--- What to produce ---
Each line that holds the word "index" counts once; report the total and nothing else.

--- Dataset section ---
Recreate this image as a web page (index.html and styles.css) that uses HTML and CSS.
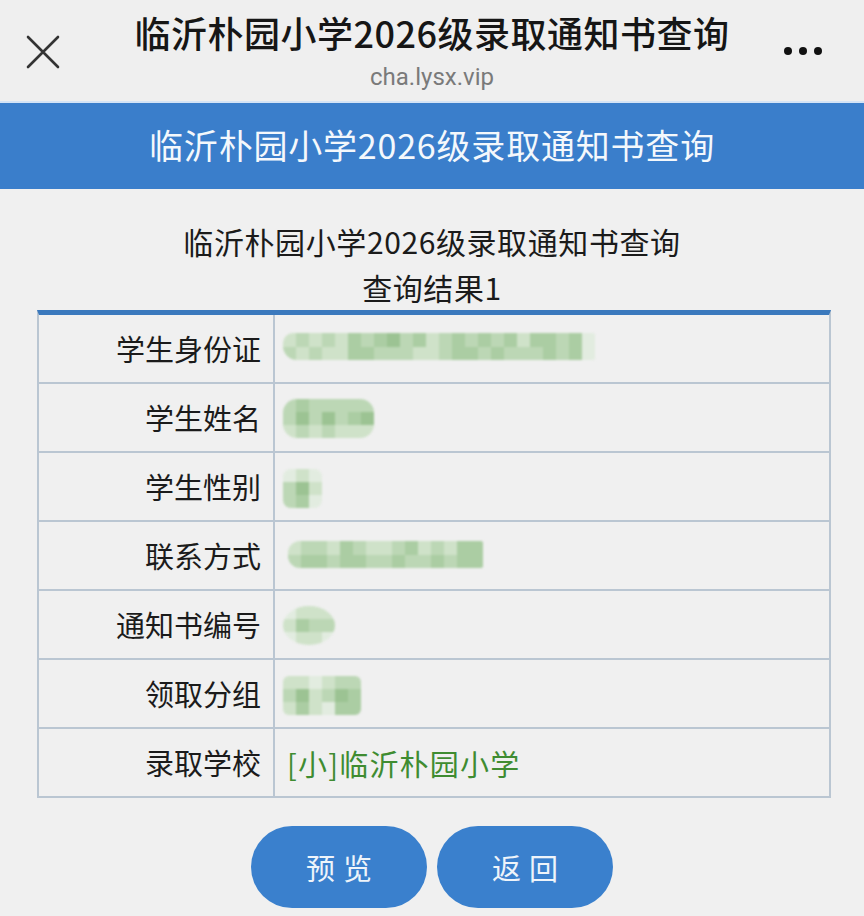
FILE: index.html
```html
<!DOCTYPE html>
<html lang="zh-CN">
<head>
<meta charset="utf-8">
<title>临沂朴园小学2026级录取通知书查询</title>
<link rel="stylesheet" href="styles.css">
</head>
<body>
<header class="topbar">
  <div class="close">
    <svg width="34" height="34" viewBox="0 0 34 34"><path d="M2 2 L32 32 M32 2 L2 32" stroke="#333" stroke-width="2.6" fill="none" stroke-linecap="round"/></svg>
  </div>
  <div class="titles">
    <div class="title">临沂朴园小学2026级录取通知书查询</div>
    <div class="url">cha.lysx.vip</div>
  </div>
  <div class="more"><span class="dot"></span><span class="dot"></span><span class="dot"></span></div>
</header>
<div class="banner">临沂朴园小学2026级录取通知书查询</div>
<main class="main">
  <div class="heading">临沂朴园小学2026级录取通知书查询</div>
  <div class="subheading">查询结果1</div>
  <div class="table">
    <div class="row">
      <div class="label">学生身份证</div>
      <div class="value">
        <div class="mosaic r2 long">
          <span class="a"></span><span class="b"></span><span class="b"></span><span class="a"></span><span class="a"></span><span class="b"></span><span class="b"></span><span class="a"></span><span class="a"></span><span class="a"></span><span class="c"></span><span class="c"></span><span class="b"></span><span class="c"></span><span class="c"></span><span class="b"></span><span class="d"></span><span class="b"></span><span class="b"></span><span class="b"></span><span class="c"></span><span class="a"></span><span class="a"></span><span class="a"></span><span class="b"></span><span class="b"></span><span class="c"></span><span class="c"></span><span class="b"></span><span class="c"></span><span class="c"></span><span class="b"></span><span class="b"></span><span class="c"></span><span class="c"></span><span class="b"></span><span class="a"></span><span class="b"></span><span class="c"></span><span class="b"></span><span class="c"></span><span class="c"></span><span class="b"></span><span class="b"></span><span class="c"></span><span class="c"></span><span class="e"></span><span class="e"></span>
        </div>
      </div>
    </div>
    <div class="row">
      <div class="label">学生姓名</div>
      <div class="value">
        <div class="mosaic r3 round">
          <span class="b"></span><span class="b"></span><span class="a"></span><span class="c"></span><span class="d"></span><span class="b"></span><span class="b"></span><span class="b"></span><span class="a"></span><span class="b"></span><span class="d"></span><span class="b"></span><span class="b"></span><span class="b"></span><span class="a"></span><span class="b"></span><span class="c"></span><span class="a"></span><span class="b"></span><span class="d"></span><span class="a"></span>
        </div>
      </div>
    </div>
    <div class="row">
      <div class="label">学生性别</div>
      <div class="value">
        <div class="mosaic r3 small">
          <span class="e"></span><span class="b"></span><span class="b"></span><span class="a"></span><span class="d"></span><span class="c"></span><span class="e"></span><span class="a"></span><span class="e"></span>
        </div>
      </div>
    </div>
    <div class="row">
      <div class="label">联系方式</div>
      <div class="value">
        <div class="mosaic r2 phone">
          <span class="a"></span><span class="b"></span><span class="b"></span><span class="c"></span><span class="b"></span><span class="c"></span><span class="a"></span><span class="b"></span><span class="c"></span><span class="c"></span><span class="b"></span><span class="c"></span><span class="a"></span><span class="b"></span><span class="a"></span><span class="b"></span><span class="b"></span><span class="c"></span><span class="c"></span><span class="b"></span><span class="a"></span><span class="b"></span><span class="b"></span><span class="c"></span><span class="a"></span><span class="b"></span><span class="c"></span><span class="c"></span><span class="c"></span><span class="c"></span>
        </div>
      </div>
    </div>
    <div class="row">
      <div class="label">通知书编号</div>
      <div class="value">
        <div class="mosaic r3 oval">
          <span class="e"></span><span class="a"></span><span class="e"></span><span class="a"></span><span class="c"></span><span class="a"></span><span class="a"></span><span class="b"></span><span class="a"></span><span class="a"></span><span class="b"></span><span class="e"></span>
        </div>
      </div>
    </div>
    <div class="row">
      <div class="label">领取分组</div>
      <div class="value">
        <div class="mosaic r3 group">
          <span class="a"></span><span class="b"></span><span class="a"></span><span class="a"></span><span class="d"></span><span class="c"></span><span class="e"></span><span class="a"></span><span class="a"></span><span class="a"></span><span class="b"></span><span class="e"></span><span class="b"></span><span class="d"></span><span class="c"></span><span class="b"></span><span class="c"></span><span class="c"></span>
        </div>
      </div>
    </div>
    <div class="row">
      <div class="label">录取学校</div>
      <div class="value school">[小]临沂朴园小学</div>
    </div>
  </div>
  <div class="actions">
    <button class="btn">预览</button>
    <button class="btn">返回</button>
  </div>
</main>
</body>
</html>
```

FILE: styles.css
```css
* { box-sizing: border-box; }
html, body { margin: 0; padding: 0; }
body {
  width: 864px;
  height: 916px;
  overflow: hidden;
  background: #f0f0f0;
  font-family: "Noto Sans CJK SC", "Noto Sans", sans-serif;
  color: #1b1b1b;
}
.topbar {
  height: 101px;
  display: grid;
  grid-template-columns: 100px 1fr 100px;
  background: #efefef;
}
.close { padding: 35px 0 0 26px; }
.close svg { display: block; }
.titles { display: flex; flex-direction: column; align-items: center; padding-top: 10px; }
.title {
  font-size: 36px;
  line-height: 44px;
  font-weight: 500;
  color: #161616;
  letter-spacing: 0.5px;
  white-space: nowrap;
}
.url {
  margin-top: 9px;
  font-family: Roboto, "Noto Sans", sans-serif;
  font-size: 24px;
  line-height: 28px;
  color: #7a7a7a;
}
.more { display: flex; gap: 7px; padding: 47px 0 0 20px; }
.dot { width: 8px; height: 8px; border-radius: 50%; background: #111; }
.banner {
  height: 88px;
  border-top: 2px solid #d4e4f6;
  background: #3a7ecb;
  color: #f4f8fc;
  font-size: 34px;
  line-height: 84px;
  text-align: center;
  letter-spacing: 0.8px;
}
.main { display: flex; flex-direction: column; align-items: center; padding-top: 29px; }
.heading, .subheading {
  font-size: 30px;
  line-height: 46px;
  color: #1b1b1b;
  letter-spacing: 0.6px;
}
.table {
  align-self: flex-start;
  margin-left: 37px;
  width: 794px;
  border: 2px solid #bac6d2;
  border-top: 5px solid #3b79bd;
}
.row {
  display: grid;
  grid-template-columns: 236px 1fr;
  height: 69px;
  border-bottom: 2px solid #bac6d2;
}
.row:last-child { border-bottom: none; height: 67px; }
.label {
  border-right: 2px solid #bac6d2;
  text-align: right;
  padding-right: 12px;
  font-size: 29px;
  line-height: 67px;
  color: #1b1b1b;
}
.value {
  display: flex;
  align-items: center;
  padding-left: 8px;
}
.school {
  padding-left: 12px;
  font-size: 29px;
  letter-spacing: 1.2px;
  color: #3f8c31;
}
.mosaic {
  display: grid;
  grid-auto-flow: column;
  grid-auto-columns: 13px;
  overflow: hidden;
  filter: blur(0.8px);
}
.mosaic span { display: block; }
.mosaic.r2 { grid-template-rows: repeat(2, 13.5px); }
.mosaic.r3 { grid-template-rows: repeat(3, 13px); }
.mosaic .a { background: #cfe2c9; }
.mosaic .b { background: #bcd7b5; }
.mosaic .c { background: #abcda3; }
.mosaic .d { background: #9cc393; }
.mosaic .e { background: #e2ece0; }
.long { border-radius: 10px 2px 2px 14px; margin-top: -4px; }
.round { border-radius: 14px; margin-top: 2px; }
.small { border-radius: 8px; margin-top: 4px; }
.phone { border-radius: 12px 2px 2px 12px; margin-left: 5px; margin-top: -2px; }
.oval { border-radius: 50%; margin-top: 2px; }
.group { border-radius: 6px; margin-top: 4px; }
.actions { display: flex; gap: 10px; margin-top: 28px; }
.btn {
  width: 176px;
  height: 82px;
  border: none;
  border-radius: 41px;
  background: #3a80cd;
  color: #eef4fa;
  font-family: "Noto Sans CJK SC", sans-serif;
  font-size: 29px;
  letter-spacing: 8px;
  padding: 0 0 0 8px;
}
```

--- Task answer ---
2